Parece que algunos no quieren que la guerra contra la obesidad infantil se quede solamente en la prohibición de determinados productos, el control y autocontrol de la publicidad y la prohibición de determinadas promociones, sino que pretenden aprovechar la situación para proponer que se grave el precio de los productos de comida rápida, abusivamente denominada comida basura por los medios de comunicación. Ya sabemos que la elección de las palabras nunca es neutral.
Parece como si los poderes públicos se hubiesen empeñado en legislar sobre la vida y las decisiones de los ciudadanos a raíz de la ley antitabaco. Pero la distancia que hay entre fumar en público y comer es inabarcable desde el punto de vista médico y ético. Ninguna persona que esté al lado de alguien que esté ingiriendo el alimento más indigesto del mundo, sufre las consecuencias del comportamiento de éste, por muy cerca que se siente. Esa es sólo una consideración, aunque podrían hacerse muchas más para tratar de llamar a la cordura del legislador. Para empezar, las cadenas de comida rápida han hecho unos esfuerzos enormes para adaptarse a la nueva situación del mercado. Si comparamos sus cartas con las de hace quince años veremos que no tienen nada que ver, ni tampoco la composición de los productos. Sería absolutamente injusto recompensar su innovación y actividad de I+D con una subida de impuestos.

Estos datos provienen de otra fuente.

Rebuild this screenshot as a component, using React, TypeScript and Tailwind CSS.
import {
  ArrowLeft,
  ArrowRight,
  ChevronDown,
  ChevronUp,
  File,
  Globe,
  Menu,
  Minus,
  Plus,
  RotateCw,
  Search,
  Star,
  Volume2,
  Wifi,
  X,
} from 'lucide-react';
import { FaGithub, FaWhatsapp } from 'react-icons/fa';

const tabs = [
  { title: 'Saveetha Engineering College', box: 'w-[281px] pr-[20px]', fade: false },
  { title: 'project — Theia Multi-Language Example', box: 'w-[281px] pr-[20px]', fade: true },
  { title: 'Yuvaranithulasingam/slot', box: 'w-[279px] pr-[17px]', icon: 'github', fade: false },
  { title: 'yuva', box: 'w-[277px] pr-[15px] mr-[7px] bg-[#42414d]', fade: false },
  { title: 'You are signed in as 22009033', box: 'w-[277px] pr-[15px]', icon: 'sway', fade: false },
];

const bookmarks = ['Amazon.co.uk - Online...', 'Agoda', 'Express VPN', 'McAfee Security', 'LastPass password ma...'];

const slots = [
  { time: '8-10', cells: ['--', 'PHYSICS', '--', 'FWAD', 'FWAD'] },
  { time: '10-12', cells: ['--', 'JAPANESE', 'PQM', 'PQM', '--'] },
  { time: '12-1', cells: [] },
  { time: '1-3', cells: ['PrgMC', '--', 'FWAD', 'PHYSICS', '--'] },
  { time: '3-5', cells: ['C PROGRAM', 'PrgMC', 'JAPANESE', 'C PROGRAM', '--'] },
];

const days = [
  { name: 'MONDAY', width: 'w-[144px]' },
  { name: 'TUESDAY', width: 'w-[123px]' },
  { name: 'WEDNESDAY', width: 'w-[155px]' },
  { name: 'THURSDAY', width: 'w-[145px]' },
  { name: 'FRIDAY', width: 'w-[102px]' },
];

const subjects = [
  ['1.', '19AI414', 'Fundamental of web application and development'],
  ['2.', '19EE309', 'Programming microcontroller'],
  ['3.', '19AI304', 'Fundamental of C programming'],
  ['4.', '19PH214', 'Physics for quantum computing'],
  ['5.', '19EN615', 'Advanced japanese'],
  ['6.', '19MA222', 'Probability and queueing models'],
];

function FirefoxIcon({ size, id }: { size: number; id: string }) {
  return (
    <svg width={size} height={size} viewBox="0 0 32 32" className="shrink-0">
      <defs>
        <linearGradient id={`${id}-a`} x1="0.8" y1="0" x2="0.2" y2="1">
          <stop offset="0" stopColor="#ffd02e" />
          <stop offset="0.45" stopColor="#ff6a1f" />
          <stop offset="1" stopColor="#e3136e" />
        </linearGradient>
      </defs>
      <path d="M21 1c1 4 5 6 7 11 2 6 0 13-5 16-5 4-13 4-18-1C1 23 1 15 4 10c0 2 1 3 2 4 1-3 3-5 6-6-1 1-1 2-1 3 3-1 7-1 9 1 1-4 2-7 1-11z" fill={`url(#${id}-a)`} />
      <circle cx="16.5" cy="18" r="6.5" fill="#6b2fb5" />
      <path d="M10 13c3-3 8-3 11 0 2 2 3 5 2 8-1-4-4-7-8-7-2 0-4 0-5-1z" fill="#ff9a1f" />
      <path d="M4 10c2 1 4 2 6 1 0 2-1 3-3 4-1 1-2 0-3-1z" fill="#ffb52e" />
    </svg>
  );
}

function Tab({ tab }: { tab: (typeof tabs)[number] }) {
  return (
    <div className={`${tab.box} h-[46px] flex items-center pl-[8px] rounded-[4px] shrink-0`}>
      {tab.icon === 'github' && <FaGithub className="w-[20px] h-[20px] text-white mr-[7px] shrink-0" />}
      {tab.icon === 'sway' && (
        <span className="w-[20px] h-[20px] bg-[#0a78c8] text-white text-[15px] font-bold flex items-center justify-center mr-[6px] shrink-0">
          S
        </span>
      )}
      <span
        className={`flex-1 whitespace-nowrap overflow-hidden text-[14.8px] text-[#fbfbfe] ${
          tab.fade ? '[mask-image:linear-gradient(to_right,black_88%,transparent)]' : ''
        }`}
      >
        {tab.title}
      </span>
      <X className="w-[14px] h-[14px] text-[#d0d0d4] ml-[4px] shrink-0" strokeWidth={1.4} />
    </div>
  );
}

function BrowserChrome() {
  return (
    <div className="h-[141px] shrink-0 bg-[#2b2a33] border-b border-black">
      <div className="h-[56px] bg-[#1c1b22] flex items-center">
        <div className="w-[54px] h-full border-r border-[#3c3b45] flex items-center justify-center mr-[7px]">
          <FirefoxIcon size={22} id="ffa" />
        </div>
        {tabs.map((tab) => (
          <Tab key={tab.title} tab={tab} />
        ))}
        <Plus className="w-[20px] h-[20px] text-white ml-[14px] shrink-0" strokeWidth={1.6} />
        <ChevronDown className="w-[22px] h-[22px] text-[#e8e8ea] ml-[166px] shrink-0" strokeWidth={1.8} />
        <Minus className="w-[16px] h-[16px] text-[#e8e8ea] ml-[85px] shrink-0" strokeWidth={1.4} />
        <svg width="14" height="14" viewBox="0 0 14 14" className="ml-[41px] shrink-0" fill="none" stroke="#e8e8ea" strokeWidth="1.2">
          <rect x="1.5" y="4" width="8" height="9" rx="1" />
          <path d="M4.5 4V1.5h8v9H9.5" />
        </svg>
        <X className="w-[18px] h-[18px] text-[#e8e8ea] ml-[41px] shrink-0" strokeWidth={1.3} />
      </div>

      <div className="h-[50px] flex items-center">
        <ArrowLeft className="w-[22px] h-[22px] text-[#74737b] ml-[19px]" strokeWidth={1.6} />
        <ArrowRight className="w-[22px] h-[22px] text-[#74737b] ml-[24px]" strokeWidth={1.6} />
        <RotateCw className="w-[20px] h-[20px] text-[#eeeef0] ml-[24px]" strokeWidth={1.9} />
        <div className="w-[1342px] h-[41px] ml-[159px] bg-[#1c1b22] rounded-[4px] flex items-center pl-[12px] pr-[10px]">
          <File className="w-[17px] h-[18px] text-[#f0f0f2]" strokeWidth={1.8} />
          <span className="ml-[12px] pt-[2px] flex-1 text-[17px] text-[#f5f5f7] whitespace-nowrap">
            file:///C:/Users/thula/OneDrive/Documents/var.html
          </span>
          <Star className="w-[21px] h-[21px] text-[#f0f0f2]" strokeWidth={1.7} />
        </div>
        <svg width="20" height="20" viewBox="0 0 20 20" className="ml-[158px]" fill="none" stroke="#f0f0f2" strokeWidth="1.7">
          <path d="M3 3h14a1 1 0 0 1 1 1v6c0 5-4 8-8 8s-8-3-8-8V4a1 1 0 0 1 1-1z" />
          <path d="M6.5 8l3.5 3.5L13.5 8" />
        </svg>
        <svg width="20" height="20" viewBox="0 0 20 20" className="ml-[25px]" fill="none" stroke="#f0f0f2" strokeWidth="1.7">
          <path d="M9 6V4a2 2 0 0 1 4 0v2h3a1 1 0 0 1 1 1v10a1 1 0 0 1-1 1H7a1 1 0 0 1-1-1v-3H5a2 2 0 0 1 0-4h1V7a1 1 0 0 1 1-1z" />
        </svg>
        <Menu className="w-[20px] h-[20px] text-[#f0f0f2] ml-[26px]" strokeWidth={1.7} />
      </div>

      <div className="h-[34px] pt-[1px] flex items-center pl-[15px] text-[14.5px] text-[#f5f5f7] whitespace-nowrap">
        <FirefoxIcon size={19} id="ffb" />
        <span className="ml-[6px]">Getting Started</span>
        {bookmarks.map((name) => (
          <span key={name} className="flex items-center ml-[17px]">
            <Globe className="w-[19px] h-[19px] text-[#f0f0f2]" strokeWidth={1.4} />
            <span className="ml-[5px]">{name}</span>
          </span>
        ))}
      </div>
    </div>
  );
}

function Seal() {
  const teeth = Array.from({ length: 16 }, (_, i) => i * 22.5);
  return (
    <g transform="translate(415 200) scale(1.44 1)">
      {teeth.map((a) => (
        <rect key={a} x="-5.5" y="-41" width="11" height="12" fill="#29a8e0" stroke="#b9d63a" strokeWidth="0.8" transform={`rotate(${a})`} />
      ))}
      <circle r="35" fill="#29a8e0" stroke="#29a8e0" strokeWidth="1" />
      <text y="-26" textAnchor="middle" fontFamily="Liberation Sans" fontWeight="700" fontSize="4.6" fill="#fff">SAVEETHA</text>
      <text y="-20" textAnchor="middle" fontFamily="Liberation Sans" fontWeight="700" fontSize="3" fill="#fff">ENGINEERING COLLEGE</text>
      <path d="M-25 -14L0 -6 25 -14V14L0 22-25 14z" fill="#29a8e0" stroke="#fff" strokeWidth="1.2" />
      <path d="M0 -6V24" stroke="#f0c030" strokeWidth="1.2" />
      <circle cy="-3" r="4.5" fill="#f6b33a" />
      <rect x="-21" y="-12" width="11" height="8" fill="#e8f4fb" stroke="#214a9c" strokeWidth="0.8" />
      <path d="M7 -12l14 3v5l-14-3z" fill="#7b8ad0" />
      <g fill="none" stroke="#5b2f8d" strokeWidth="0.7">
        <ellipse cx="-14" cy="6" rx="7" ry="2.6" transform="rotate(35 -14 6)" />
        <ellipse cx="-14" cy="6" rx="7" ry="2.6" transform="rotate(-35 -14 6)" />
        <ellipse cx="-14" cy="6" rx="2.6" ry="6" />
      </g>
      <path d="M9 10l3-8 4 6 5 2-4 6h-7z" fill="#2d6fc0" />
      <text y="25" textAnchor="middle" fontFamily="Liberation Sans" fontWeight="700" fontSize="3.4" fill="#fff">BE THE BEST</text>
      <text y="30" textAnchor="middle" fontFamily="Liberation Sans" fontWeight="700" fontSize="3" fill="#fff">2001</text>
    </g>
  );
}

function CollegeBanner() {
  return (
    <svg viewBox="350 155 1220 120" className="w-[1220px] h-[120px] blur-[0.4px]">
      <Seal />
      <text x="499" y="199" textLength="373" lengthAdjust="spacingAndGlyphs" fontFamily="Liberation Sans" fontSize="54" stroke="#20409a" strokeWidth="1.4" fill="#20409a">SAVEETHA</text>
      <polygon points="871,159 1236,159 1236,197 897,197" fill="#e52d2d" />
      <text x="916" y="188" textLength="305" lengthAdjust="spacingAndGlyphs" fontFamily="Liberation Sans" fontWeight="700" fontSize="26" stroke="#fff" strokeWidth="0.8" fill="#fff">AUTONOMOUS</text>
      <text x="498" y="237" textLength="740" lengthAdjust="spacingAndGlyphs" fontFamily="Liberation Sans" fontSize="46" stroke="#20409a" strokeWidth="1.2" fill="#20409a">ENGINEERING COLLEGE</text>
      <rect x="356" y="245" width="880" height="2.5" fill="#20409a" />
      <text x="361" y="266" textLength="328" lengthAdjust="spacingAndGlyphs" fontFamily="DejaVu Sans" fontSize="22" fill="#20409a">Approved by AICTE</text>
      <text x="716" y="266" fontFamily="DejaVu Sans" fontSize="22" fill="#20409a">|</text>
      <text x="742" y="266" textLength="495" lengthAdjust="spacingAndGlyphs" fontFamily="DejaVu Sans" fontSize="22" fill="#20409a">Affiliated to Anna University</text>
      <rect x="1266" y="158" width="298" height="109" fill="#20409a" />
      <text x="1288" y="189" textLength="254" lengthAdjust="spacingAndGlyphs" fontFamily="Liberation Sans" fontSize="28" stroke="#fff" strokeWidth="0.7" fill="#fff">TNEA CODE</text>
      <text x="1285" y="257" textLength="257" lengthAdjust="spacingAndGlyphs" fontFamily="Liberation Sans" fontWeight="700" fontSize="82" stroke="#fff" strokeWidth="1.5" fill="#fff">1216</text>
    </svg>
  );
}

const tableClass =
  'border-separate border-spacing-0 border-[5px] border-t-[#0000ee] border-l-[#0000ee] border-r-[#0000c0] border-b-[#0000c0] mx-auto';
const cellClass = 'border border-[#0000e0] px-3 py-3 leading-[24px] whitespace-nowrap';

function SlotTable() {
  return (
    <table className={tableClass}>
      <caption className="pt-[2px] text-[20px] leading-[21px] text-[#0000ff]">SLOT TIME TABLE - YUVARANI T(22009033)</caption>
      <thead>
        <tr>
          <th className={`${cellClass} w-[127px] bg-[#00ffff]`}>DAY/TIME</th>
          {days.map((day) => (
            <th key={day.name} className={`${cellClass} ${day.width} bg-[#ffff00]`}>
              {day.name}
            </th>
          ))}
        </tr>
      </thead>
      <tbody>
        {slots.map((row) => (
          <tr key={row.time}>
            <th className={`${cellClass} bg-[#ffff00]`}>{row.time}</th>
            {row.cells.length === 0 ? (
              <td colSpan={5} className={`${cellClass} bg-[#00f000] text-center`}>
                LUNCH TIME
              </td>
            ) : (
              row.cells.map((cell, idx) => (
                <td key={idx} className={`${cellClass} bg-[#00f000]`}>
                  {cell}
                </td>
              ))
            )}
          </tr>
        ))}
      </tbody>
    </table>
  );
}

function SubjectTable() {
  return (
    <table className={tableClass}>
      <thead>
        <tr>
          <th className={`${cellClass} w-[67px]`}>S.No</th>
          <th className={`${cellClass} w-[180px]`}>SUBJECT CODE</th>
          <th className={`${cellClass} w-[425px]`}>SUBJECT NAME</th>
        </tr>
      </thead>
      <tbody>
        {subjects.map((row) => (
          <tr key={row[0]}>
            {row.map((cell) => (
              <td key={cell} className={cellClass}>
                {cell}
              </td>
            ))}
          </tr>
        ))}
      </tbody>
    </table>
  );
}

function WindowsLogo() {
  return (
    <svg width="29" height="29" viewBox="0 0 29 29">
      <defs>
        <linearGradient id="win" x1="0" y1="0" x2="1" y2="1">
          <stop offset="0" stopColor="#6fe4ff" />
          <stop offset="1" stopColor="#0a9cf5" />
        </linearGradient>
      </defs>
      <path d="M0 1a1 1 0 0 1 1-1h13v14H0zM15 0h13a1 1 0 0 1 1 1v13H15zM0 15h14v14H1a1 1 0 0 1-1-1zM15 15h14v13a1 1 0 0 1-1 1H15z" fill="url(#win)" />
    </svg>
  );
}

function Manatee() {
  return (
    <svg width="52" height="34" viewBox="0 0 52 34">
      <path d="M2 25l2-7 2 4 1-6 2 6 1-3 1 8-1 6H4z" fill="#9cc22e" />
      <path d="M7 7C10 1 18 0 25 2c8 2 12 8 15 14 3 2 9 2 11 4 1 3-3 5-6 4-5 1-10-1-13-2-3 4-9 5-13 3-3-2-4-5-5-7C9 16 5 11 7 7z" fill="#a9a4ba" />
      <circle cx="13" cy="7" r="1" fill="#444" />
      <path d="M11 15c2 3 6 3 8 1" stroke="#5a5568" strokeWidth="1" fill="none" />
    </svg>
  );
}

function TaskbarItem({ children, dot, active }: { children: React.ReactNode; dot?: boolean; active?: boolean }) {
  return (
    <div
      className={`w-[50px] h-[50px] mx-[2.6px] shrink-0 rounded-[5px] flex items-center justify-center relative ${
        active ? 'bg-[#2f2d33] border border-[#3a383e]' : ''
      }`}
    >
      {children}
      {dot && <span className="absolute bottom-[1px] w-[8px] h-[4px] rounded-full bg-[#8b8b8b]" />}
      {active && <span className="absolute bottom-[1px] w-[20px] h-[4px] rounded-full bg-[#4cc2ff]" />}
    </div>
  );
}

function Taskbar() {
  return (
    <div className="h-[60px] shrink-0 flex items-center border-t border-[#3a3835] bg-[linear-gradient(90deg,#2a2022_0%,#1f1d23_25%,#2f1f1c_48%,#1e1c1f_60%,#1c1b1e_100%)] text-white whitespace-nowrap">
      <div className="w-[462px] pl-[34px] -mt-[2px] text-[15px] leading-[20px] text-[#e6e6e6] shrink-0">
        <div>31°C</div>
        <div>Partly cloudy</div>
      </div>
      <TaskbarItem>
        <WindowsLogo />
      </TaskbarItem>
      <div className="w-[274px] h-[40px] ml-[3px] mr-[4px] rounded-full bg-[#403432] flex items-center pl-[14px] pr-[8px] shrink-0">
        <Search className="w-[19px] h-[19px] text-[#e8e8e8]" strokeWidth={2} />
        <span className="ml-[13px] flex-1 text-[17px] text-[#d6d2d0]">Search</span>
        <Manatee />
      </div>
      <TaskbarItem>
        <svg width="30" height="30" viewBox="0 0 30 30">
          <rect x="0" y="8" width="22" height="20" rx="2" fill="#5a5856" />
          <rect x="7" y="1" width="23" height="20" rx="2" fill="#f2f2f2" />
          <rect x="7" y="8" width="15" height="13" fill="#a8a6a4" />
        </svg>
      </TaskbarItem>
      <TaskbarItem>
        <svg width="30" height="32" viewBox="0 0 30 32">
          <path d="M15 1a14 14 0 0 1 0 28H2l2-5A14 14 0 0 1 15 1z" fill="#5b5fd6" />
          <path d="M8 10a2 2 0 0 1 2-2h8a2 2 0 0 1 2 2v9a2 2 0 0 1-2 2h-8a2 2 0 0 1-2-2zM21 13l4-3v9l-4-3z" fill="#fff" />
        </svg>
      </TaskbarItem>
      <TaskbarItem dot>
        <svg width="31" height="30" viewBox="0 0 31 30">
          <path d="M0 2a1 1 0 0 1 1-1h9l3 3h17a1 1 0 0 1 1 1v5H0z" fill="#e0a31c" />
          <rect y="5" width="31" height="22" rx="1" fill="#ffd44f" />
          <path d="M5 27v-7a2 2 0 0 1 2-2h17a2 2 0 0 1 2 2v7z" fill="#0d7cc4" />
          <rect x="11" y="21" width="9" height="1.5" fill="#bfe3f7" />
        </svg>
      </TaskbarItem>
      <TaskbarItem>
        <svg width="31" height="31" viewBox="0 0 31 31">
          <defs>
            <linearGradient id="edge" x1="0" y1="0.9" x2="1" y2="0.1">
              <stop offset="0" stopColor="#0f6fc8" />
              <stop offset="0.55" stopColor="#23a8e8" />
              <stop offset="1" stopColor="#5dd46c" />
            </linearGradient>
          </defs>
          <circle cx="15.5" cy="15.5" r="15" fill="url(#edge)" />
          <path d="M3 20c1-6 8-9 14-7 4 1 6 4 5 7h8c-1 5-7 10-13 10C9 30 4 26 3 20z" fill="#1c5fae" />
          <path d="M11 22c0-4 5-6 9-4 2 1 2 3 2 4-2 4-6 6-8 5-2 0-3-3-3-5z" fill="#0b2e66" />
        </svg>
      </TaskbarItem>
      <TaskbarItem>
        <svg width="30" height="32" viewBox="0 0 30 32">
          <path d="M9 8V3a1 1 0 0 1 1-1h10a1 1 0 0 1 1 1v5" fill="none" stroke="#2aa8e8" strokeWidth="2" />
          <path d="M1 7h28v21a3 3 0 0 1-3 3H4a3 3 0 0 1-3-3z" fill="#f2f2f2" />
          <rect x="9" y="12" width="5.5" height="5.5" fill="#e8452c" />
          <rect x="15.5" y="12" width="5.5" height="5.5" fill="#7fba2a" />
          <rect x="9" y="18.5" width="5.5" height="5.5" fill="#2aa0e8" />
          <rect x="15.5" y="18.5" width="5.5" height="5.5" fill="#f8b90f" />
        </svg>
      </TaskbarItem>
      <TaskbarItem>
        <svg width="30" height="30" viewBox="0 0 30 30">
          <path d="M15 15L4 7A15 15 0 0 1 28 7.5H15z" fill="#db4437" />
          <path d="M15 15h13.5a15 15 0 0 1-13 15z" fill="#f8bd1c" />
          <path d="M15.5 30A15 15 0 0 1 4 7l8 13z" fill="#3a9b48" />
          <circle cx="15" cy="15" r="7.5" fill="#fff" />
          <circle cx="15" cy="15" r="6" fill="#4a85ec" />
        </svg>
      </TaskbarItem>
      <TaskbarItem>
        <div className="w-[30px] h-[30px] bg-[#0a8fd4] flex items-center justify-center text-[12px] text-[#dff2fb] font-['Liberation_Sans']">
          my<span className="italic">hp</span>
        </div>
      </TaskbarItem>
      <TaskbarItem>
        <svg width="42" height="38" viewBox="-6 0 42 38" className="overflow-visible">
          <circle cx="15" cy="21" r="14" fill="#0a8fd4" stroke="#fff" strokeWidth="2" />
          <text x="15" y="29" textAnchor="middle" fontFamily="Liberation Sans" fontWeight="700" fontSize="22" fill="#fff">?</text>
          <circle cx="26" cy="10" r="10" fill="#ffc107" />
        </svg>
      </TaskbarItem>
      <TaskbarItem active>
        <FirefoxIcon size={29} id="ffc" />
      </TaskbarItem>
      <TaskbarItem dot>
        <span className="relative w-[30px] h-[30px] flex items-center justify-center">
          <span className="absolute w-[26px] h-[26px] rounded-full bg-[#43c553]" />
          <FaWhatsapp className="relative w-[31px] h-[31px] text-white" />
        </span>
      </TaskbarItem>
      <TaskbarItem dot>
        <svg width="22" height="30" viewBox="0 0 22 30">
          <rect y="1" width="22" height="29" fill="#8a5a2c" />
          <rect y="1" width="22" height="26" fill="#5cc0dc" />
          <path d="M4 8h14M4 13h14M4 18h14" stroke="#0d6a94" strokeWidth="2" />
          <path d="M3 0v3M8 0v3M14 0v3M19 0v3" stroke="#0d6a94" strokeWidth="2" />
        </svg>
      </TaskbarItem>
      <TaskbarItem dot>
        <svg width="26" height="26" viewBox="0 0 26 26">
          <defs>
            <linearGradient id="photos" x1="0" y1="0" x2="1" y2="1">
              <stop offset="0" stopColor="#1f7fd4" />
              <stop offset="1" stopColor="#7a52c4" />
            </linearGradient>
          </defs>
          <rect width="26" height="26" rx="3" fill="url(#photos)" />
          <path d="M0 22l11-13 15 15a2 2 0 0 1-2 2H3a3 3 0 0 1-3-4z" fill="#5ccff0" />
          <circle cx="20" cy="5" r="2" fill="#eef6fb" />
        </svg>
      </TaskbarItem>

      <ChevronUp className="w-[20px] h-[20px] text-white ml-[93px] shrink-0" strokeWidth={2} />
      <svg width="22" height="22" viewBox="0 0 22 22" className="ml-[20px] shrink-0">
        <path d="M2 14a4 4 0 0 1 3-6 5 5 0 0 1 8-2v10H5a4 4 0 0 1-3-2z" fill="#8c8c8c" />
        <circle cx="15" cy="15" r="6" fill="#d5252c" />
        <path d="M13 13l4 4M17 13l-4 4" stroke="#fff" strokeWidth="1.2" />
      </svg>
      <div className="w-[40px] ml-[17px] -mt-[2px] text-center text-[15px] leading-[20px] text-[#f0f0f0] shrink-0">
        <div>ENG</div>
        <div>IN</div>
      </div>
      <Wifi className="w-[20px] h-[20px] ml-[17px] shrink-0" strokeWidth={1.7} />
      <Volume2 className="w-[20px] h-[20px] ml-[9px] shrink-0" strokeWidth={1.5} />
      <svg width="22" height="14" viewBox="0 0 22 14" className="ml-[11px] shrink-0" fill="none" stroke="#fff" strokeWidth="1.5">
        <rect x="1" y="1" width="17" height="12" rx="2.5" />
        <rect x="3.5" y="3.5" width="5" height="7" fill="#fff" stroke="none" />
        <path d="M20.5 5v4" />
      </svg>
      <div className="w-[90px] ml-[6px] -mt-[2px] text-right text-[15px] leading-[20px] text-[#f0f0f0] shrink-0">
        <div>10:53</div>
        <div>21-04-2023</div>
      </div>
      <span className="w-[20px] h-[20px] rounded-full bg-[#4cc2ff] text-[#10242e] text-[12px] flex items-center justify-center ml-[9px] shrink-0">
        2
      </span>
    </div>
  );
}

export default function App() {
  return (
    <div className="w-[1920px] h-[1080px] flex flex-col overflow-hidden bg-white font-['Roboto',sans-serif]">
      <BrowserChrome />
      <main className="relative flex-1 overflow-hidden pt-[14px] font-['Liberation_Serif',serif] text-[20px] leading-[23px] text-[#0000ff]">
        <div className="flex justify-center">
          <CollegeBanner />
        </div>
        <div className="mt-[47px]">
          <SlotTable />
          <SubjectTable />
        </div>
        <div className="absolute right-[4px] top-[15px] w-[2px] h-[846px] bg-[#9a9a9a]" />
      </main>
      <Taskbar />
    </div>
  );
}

Por otro lado, si se hace una comparativa entre los bocadillos más populares en un bar tradicional español y los menús más habituales de una hamburguesería, nos podríamos llevar una enorme sorpresa. De hecho podría salirle el tiro por la culata también a aquellos grupos de presión que propugnan esta medida, o la contraria: rebajar los impuestos a los productos saludables. Es factible fabricar una hamburguesa irreprochable desde el punto de vista dietético, pero parece difícil hacer lo mismo con un bocadillo de queso con panceta.
Antes que cargar contra la publicidad o contra los productos supuestamente insanos, los grupos de presión deberían asegurarse de qué entraría en ese saco si se establecieran unos baremos objetivos. Y el Gobierno debería mejor utilizar la comunicación para difundir hábitos saludables de alimentación y dejar a los ciudadanos que decidan qué es lo que quieren comer en cada momento, sin condicionar constantemente su libertad de elección.